Published September 13, 2012

Family Write-Offs

Icelandic legislators have been particularly kind to a certain social class of Icelanders. Its members, often associated with year 2007, don’t have to pay their debts, are able to practice bankruptcy and tax fraud without adverse consequences or, indeed, interference. They drive their luxury vehicles to and from their luxury mansions, the cost of their luxury lifestyle borne by their private “corporations,” which quietly roll into bankruptcy after they’ve been milked of funds supplied by the Icelandic private-friend-ised banks.
Most members of this privileged class are males, 25–50 years of age. It need surprise no one that the laws enabling their lifestyle have largely been produced by members of the same demographic group in Iceland’s Parliament.
WRITING OFF FAMILIES IS EVEN EASIER
Since the 2008 bank collapse, debts worth billions of ISK have been written off, overtly and shamelessly, for the privileged classes. Rarely mentioned, however, is the ease with which they are able to write off their families.
A “single” child support payment, as determined by the Icelandic Social Insurance Administration is now 24,230 ISK, or about 200 USD. Meanwhile, the average monthly cost of living for a family of four in the Reykjavík area is 617,611 ISK or 5,370 USD, according to a recent Ministry of Welfare report.
Local District Commissioners rule on child support payments if parents cannot agree on the amount. To “ensure consistency and equality in child support rulings,” the Ministry of the Interior provides a tablet based on a few monthly income categories, from about 395,000 ISK to 700,000 ISK. Support payments then vary from a ‘single’ support payment (i.e. 24,230 ISK) up to one and a quarter, half, double etc., according to the various income categories.
Common sense dictates that in cases of monthly incomes higher than the tablet lists (higher than ISK 700,000) commissioners should calculate what percentage of the monthly income the child support payments amount to, and such math reveals the tablet’s percentages range from 12%–15%.
HIGHEST EARNERS PAY LOWEST SUPPORT
In practice, however, the calculations are quite different. According to an assistant district commissioner in the Reykjavík area, commissioners don’t determine support amounts “proportionally to the payer‘s income” and it is “very rare that [commissioners] award a triple support payment” (i.e. award an amount equal to three times the base child support payment).
Your name doesn’t have to be Einstein to discover what this formula means. Yes, those with the highest incomes—the privileged classes—pay, proportionally, the lowest support payments. Thus a parent of two, for example, whose monthly income is two million ISK, pays about 4% of their salary in child support, while the average Joe/Jane pay pays 12–15%.

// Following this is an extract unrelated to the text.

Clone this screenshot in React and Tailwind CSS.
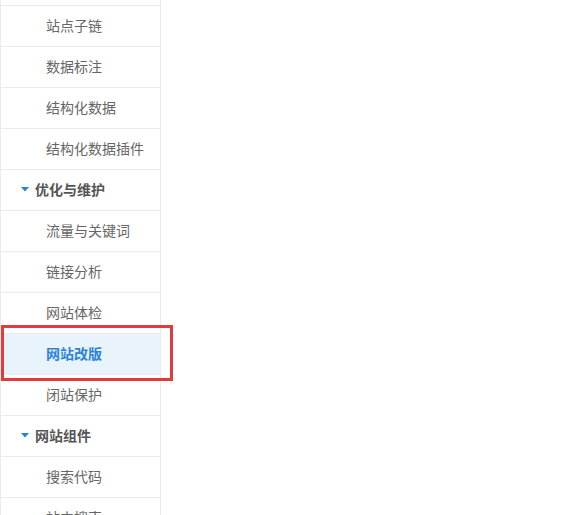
import React from 'react';

// 侧边栏菜单数据
const menu = [
  { type: 'item', label: '站点子链' },
  { type: 'item', label: '数据标注' },
  { type: 'item', label: '结构化数据' },
  { type: 'item', label: '结构化数据插件' },
  { type: 'group', label: '优化与维护' },
  { type: 'item', label: '流量与关键词' },
  { type: 'item', label: '链接分析' },
  { type: 'item', label: '网站体检' },
  { type: 'item', label: '网站改版', active: true },
  { type: 'item', label: '闭站保护' },
  { type: 'group', label: '网站组件' },
  { type: 'item', label: '搜索代码' },
  { type: 'item', label: '站内搜索' },
];

function Caret() {
  return (
    <svg width="8" height="5" viewBox="0 0 8 5" className="mr-[6px] shrink-0">
      <path d="M0 0 H8 L4 4.5 Z" fill="#2d7fd3" />
    </svg>
  );
}

function Row({ item }) {
  if (item.type === 'group') {
    return (
      <div className="h-[41px] border-b border-[#ebebeb] flex items-center pl-[20px] pb-[2px] text-[14px] font-bold text-[#555]">
        <Caret />
        <span>{item.label}</span>
      </div>
    );
  }
  if (item.active) {
    return (
      <div className="relative h-[41px] border-b border-[#ebebeb] bg-[#e8f3fc] flex items-center pl-[45px] pb-[2px] text-[14px] font-bold text-[#2a83d8]">
        <span>{item.label}</span>
        {/* 红色标注框 */}
        <div className="absolute left-0 top-[-9px] w-[172px] h-[56px] border-[3px] border-[#e23b3b] pointer-events-none" />
      </div>
    );
  }
  return (
    <div className="h-[41px] border-b border-[#ebebeb] flex items-center pl-[45px] pb-[2px] text-[14px] text-[#666]">
      <span>{item.label}</span>
    </div>
  );
}

export default function App() {
  return (
    <div
      className="w-[584px] h-[515px] overflow-hidden bg-white"
      style={{ fontFamily: '"Noto Sans CJK SC", "Noto Sans", sans-serif' }}
    >
      <div className="w-[161px] border-l border-r border-[#ebebeb] h-full">
        <div className="h-[6px] border-b border-[#ebebeb]" />
        {menu.map(item => (
          <Row key={item.label} item={item} />
        ))}
      </div>
    </div>
  );
}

Whatever happened to ensuring “consistency and equality in child support rulings?”
Is it because the support payment sums in the calculation tablet are never higher than amounts to a double base child support payment? Could commissioners possibly believe that even if the tablet’s authors had listed twenty different income categories up to ten or twenty million per month, that the monthly support amounts would still never have been higher than what amounts to a double base support payment?

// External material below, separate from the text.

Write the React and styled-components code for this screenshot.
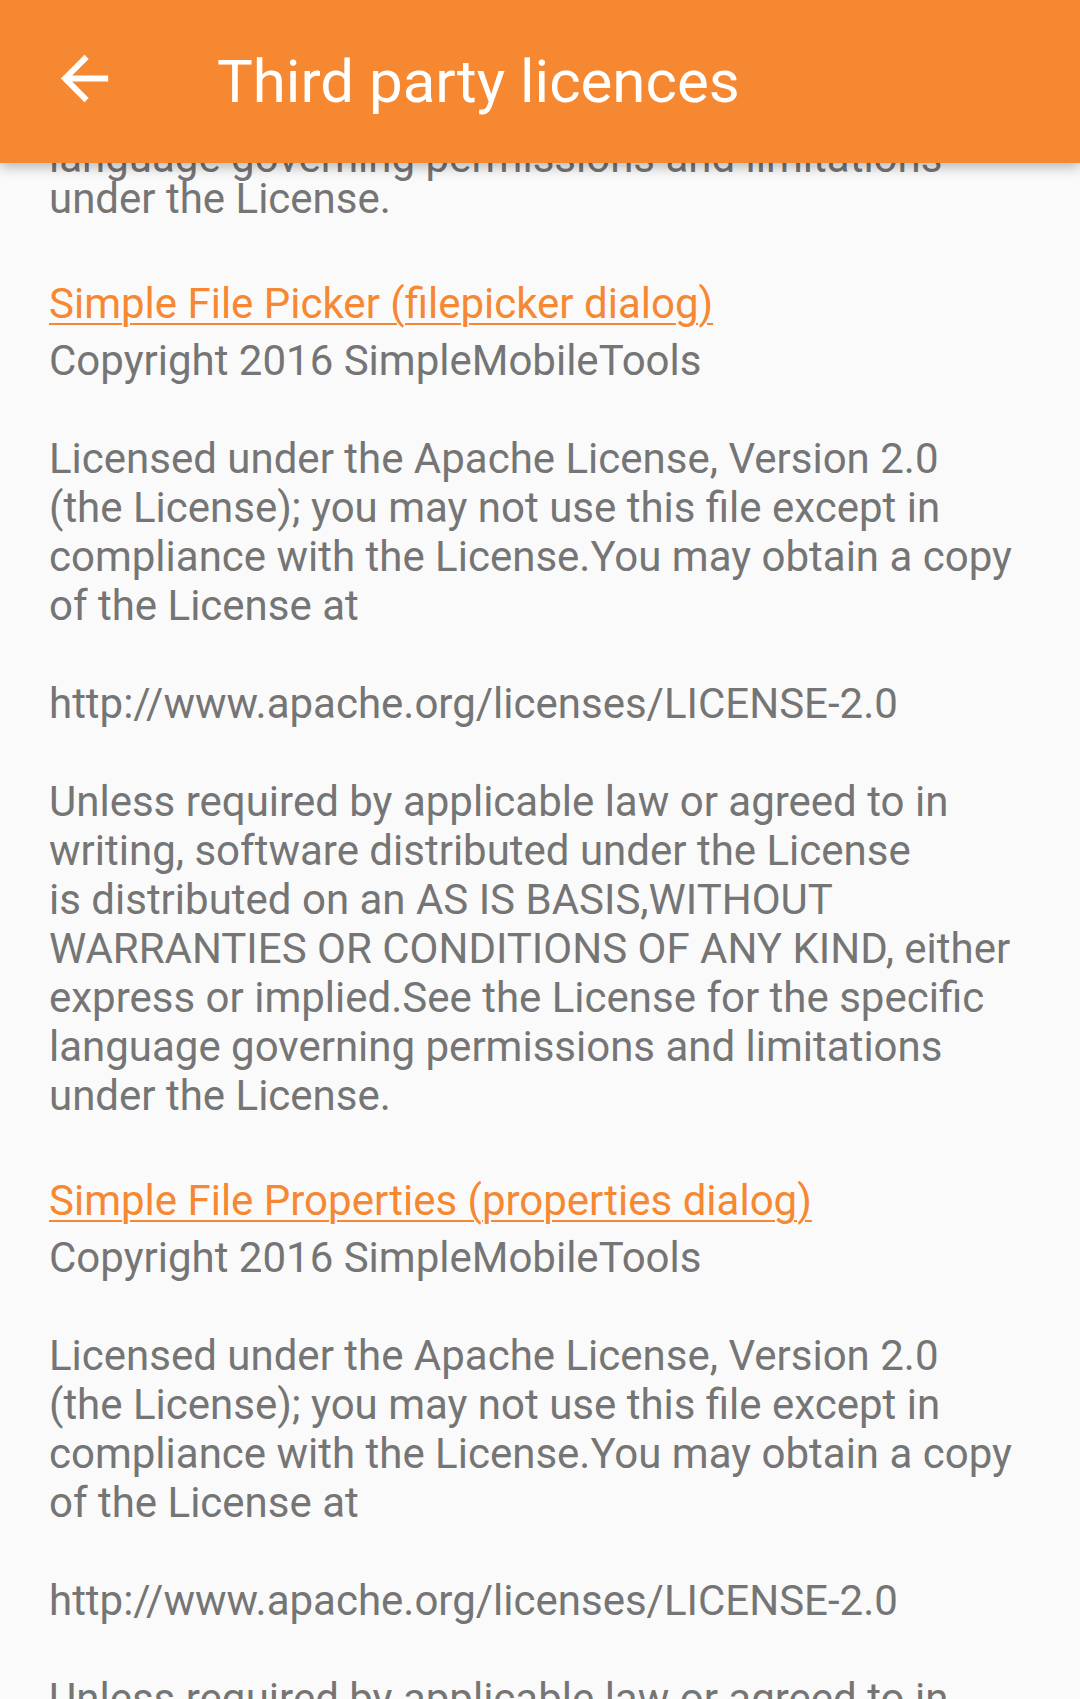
import React from "react";
import styled, { createGlobalStyle } from "styled-components";

const Global = createGlobalStyle`
  html, body { margin: 0; padding: 0; background: #fafafa; }
  body { font-family: Roboto, "Noto Sans", "Liberation Sans", sans-serif; }
`;

const Page = styled.div`
  width: 1080px;
  height: 1699px;
  overflow: hidden;
  position: relative;
  background: #fafafa;
`;

const Toolbar = styled.header`
  position: absolute;
  top: 0;
  left: 0;
  right: 0;
  height: 163px;
  background: #f68832;
  display: flex;
  align-items: center;
  box-shadow: 0 4px 12px rgba(0, 0, 0, 0.28);
  z-index: 2;
`;

const BackButton = styled.button`
  width: 217px;
  height: 163px;
  padding: 0 0 6px 49px;
  margin: 0;
  border: 0;
  background: transparent;
  display: flex;
  align-items: center;
  justify-content: flex-start;
  box-sizing: border-box;
`;

const Title = styled.h1`
  margin: 0;
  font-size: 60px;
  line-height: 70px;
  font-weight: 400;
  color: #ffffff;
  letter-spacing: 0;
`;

const Content = styled.main`
  padding: 137px 48px 0 49px;
  display: flex;
  flex-direction: column;
`;

const Body = styled.p`
  margin: 0 0 ${(p) => (p.$tail ? "4px" : "0")};
  font-size: 42px;
  line-height: ${(p) => (p.$tail ? "41px" : "49px")};
  color: #757575;
  white-space: pre;
`;

const Section = styled.section`
  display: flex;
  flex-direction: column;
  padding-top: 56px;
`;

const LinkTitle = styled.a`
  font-size: 42px;
  line-height: 49px;
  color: #f68832;
  text-decoration: underline;
  text-decoration-thickness: 2px;
  text-underline-offset: 5px;
  margin-bottom: 8px;
  align-self: flex-start;
  white-space: pre;
`;

const licenseText = `Copyright 2016 SimpleMobileTools

Licensed under the Apache License, Version 2.0
(the License); you may not use this file except in
compliance with the License.You may obtain a copy
of the License at

http://www.apache.org/licenses/LICENSE-2.0

Unless required by applicable law or agreed to in
writing, software distributed under the License
is distributed on an AS IS BASIS,WITHOUT
WARRANTIES OR CONDITIONS OF ANY KIND, either
express or implied.See the License for the specific
language governing permissions and limitations
under the License.`;

const sections = [
  "Simple File Picker (filepicker dialog)",
  "Simple File Properties (properties dialog)",
];

const BackArrow = () => (
  <svg width="71" height="71" viewBox="0 0 24 24">
    <path
      fill="#ffffff"
      d="M20 11H7.83l5.59-5.59L12 4l-8 8 8 8 1.41-1.41L7.83 13H20v-2z"
    />
  </svg>
);

export default function App() {
  return (
    <Page>
      <Global />
      <Toolbar>
        <BackButton aria-label="Back">
          <BackArrow />
        </BackButton>
        <Title>Third party licences</Title>
      </Toolbar>
      <Content>
        <Body $tail>{`language governing permissions and limitations
under the License.`}</Body>
        {sections.map((s) => (
          <Section key={s}>
            <LinkTitle href="#">{s}</LinkTitle>
            <Body>{licenseText}</Body>
          </Section>
        ))}
      </Content>
    </Page>
  );
}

Perhaps the commissioners believe that the privileged classes need all the money they can get. After all, being rich is expensive. One must pay the cleaning lady, the gardener, maintenance for the swimming pool, the summer house, ski chalet etc. etc. Enough already!
How a civilized society can consider it just that the monthly financial obligations of its richest members toward their children not exceed 48,000 ISK per child is incomprehensible. But an Icelandic family lawyer had a ready reply to that speculation: “…of course there is much more public assistance for single mothers* here than where you are [the USA].”
Ahh. That fits the Icelandic modus operandi. It is considered completely logical that the taxpayers pay the cost of supporting the families of the country’s richest individuals—just like their debts.
THE SYSTEM REWARDS THE FAMILY WRITE-OFFS
This area of Icelandic family law is shameful. For a certain class of fathers* walking away from spouse and children is literally to their financial benefit. The financial consequences for them of breaking up their families are that they have more money than ever before to spend on their new family-free lifestyle. Poverty, on the other hand, awaits the family left behind if the mother is left without good job prospects.
A spouse should have the right to leave marriage and children, but he should have to pay for it, and he—not the taxpayers—should bear the responsibility for his family’s financial welfare.
Dissolution of families comes at a great cost to society. People should not be better off financially if they decide to leave spouse and children and begin a new life somewhere else. The law should not reward people for writing off their families.

*Statistics Iceland 2008 study of children’s legal residences: 90.7% of single Icelandic mothers all had their own children living with them, compared to 11.8% of single Icelandic fathers.